Даже впав в пессимизм, мы можем выбирать между интеллектуальной честностью и обманом. Хогарт рисовал распутника и шлюху, не восславляя их конца. Свифт, принимая наш моральный и религиозный кодекс и исходя из него, устами императора Бробдингнега вынес нам неумолимый приговор и изобразил человека в образе йэху, возмущающего всем своим поведением лошадь, более благородную, чем он. Стриндберг, единственный ныне живущий подлинный продолжатель Шекспира в драме, показывает, что самка йэху, с точки зрения романтического стандарта, куда подлее, чем одураченный и порабощенный ею самец. Я уважаю таких решительных авторов трагикомедий: они последовательны и преданы истине; они прямо ставят перед вами альтернативу - либо признать основательность их выводов (и тогда оставаться в живых - трусость), либо же согласиться, что ваш способ судить о человеческом поведении абсурден. Но я не чувствую никакого уважения к Шекспирам и Теккереям, когда они смешивают все представления в одну кучу и, убив кого-нибудь в финале, затем, словно гробовщик, протягивают вам натертый луком носовой платок, исторгая у вас слезы чувствительной фразой вроде: "И ангелы с песнопением будут сопровождать тебя к вечному покою", "Adsum" ["Я предстаю..." - начало грегорианской молитвы.] или что-нибудь в таком же роде. Эта сентиментальщина, возможно, производит впечатление на трезвенников, напивающихся чаем, но не на меня.
Кроме того, у меня имеется профессиональное возражение против того, чтобы делать сексуальное безумство темой трагедии. Опыт учит, что оно производит впечатление, только когда подается в комическом свете. Мы можем принять миссис Куикли, закладывающую свое блюдо из любви к Фальстафу, но не Антония, из любви к Клеопатре бегущего с поля битвы при Акциуме. Если уж это необходимо, пусть сексуальное безумство будет предметом изображения в реалистическом повествовании, объектом критики в комедии, поводом для лошадиного ржания сквернословов. Но требовать, чтобы мы подставляли душу его разрушительным чарам, поклонялись ему и обожествляли его, и внушать нам, что только оно одно придает ценность нашей жизни, - чистая глупость, доведенная до эротического помешательства: по сравнению с ней тупое пьянство и нечистоплотность Фальстафа высоконравственны и почтенны. Тот, кто думает найти на страницах моей пьесы Клеопатру в виде Цирцеи, а Цезаря - в виде свиньи, пусть лучше отложит в сторону книгу и тем избавит себя от разочарования.

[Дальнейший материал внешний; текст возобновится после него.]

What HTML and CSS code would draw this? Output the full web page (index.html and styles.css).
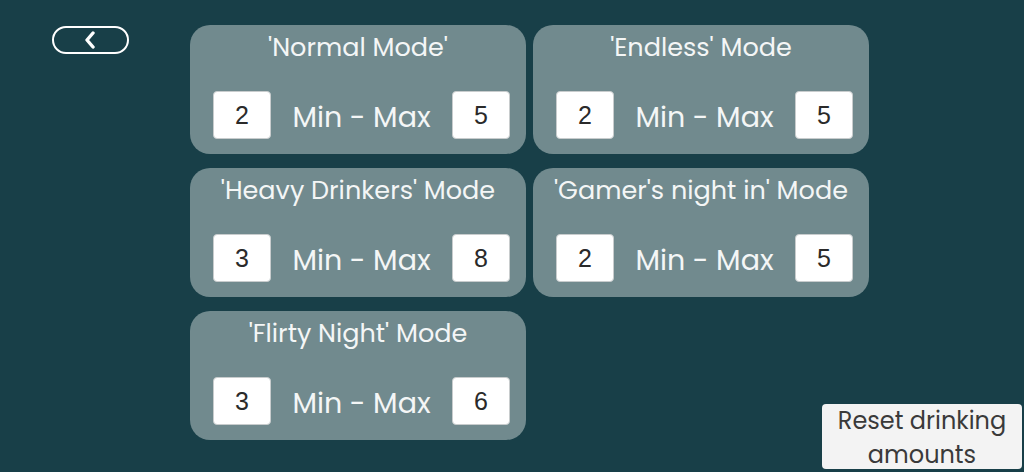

В Цезаре я показываю характер, уже показанный до меня Шекспиром. Но Шекспир, так глубоко понимавший человеческую слабость, никогда не понимал, что такое человеческая сила цезаревского типа. Его Цезарь - это общепризнанная неудача; его Лир - непревзойденный шедевр. Трагедия разочарования и сомнения, отчаянной борьбы за то, чтобы удержаться на зыбкой почве, трагедия, возникшая в результате глубочайших наблюдений над жизнью и тщетных попыток приписать Природе честность и нравственность; трагедия воли, безверия и острого зрения, воли колеблющейся и слишком слабой, чтобы притупить остроту зрения, - из всего этого создается Гамлет или Макбет, всему этому бурно аплодируют литературно образованные джентльмены. Но Юлия Цезаря из этого не создашь. Цезарь был вне возможностей Шекспира и недоступен пониманию эпохи, у истоков которой стоял Шекспир и которая теперь быстро клонится к упадку. Шекспиру ничего не стоило принизить Цезаря - это был просто драматургический прием, с помощью которого он возвысил Брута. И какого Брута! Законченного жирондиста, отраженного в зеркале шекспировского искусства за два столетия до того, как он созрел в действительности, стал ораторствовать и красоваться, пока ему, наконец, не отрубили голову более грубые антонии и октавии нового времени, которые, по крайней мере, понимали, в чем отличие между жизнью и риторикой.